There are cases where a contract can be modified in other ways (https://callagylaw.com/rules-for-altering-contract-terms/ has a better breakdown than I can do) and a lawyer for Netflix would probably argue that they are still satisfying the contract by allowing users to download and retain the software and providing sufficient notice by sending out these emails, but that's a kind of loophole dependent legal argument that really hopes the court doesn't side with the consumer.

3. It's been cited in this forum thread several times, but the itch.io Terms of Service. Specifically https://itch.io/docs/legal/terms#4-publisher-content where publishers grant "To Users, a non-exclusive, perpetual license to access the content and to use, reproduce, distribute, display and perform such content as permitted through the functionality of the Service. Users shall retain a license to this content even after the content is removed from the Service."

While there is room in the preceding paragraph for publishers to remove their content from itch.io, that does not necessarily eliminate their obligation to users for availability of content or their granted license to users. While lawyers could probably fight a long battle over that last sentence that would make all of this look like child's play, it probably means the license as described in the preceding sentence, which specifically includes reproduction through the Service, which would be violated when the ability to download the content is removed.

As I've mentioned before contract law in the US is governed under the Uniform Commercial Code. I'm not going to dig through for a specific paragraph of the UCC to cite directly because I'm not a lawyer, but I've already provided some citations above that talk about contract law (based on the UCC) that explain why it applies and I'd recommend you read those instead of listening to me ramble more than I already have. I hope this clears things up, I know it's a wall of text but there's a reason court documents aren't short.

That is a logical fallacy. Yes, the Internet Archive lost a lawsuit because they violated copyright lawBut that is completely unrelated to how licenses work. And itch.io is not in that situation here either- they have no legal reason why they can't keep distributing content that is being distributed in compliance with the licensing agreement, the licensing agreement grants users a perpetual license, and that license survives termination of the agreement with the publisher so even if the publisher says "Nope, not going to sell it anymore" the user who purchased should still, per the language of the agreement, have access to the content. And perpetual is, shockingly, perpetual, and that's the case of the license agreement here, so the "as long as it's granted" argument is irrelevant.
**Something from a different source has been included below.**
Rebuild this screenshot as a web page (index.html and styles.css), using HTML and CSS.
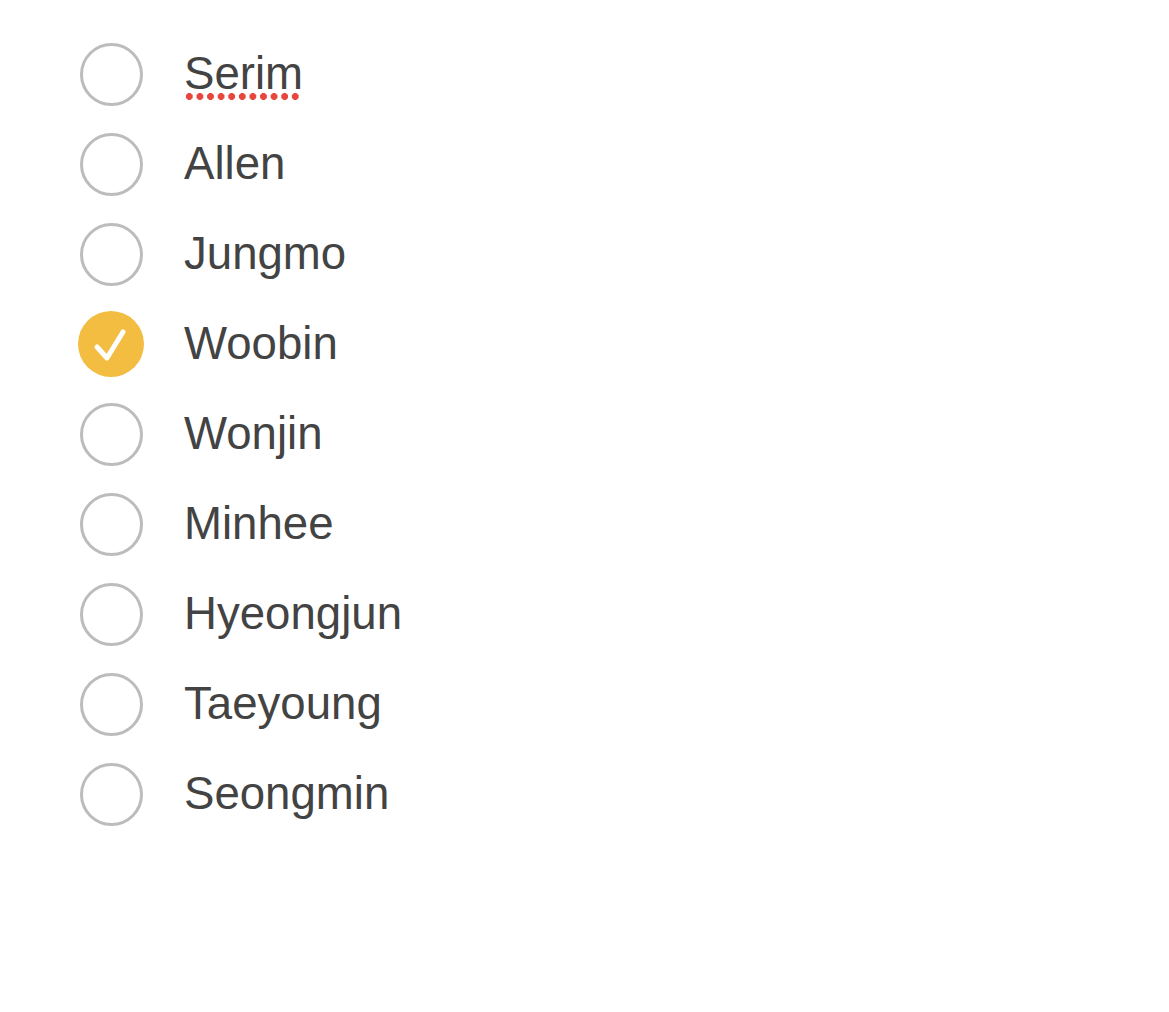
FILE: index.html
```html
<!DOCTYPE html>
<html>
<head>
<meta charset="utf-8">
<link rel="stylesheet" href="styles.css">
</head>
<body>
<ul class="list">
  <li class="row"><span class="slot"><span class="radio"></span></span><span class="label"><span class="misspelled">Serim</span></span></li>
  <li class="row"><span class="slot"><span class="radio"></span></span><span class="label">Allen</span></li>
  <li class="row"><span class="slot"><span class="radio"></span></span><span class="label">Jungmo</span></li>
  <li class="row"><span class="slot"><span class="radio checked"><svg viewBox="0 0 66 66" width="66" height="66"><path d="M19 36 L29 47 L45 21" fill="none" stroke="#fff" stroke-width="5" stroke-linecap="round" stroke-linejoin="round"/></svg></span></span><span class="label">Woobin</span></li>
  <li class="row"><span class="slot"><span class="radio"></span></span><span class="label">Wonjin</span></li>
  <li class="row"><span class="slot"><span class="radio"></span></span><span class="label">Minhee</span></li>
  <li class="row"><span class="slot"><span class="radio"></span></span><span class="label">Hyeongjun</span></li>
  <li class="row"><span class="slot"><span class="radio"></span></span><span class="label">Taeyoung</span></li>
  <li class="row"><span class="slot"><span class="radio"></span></span><span class="label">Seongmin</span></li>
</ul>
</body>
</html>
```
FILE: styles.css
```css
html, body {
  margin: 0;
  padding: 0;
  background: #fff;
}
.list {
  list-style: none;
  margin: 0;
  padding: 29px 0 0 78px;
  font-family: "Liberation Sans", Arial, sans-serif;
}
.row {
  display: flex;
  align-items: center;
  height: 90px;
}
.slot {
  width: 66px;
  height: 66px;
  flex: none;
  display: flex;
  align-items: center;
  justify-content: center;
}
.radio {
  box-sizing: border-box;
  width: 63px;
  height: 63px;
  border-radius: 50%;
  border: 3px solid #bcbcbc;
  display: flex;
  align-items: center;
  justify-content: center;
}
.radio.checked {
  width: 66px;
  height: 66px;
  border: none;
  background: #f2bd40;
}
.label {
  margin-left: 40px;
  font-size: 45.6px;
  color: #434343;
  line-height: 1;
}
.misspelled {
  position: relative;
  display: inline-block;
}
.misspelled::after {
  content: "";
  position: absolute;
  left: 0;
  top: 42px;
  width: 117px;
  height: 7px;
  background-image: radial-gradient(circle, #e8453c 3.2px, transparent 3.7px);
  background-size: 10.6px 7px;
  background-repeat: repeat-x;
  background-position: 0 0;
}
```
The only legal shenanigans going on here is that either the studio or the publisher (and with the publisher being Netflix, I know who I suspect more) said basically "Oh you can download it before October 1st, so you still 'have access' even though we're taking it away" but I think that's flimsy and I seriously doubt it would hold up in court- the license doesn't just say have access, it says "to use, reproduce, distribute, display and perform such content as permitted through the functionality of the Service." That seems to be a lot more expansive than the topic at hand.

It's also worth noting that copyright licenses are legally enforceable contracts, and unless those contracts have an explicit term (i.e. "You are granted this contract for the duration of [period of time]") I believe that in most jurisdictions those contracts would be indefinite (again, not a lawyer, but Google doesn't seem to contradict me). If you have a licensing agreement, you have to comply with the listed grounds for termination or you are violating the contract. Even a revocable license typically has specific criteria for its revocation (like materially breaching the contract terms) and can't be revoked without a listed reason unless the contract has "at any time/for any reason" clauses.

Now, having said all that, I'm going to say something that's probably more important. I'm not a lawyer, and I strongly suspect you aren't one either from the tone of your post, but importantly, I'm not associated with the platform in any way, shape, or form. I'm not saying this to win an internet argument, but if you aren't legal counsel to an organization, but are involved in something that may turn into a lawsuit, you shouldn't be speaking about it. I've been in a situation where I've been, by being a volunteer for an organization, tangentially involved to a lawsuit against an organization, and anything I said in any communication with anyone in the organization could be subpoenaed for that lawsuit, and while it never happened to me things other volunteers said was taken out of context and leveraged to make the organization look bad (which is bad legal practice since the context was pretty exculpatory but I suspect the point was to coerce the organization into settling).

Itch.io probably isn't liable for this (it would be either the developer or publisher breaching the agreement, if I understand it correctly) but they may be named as a party to a lawsuit given that their platform is involved in the circumstances and you have that shiny "moderator" name badge that could get you involved indirectly.

Best practices is to not talk about legal issues as a possible party unless you are absolutely certain that you are in the clear, because I can guarantee you someone will make your comments ammunition in a way that's very embarrassing for someone else and that will make it very uncomfortable for you. And based on the fact you're mentioning things like "Only open source licenses are perpetual and non-revocable by design" while talking about a perpetual license that survives termination of the Terms of Service you're probably not being cautious enough in your research or wording (and if you can find anything in the itch.io Terms of Service that states that licenses can be revoked, you're welcome to share a link, though I wouldn't encourage commenting any further per my point above.) 

Anyway, TL;DR, don't talk about legal stuff when you have a shiny name badge because it will suck for you if it does go to court, even if you're not a lawyer, and also you need to do less association of unrelated things and some basic research before making an argument and you'll be a lot more convincing, or at least maybe know when to pick a battle.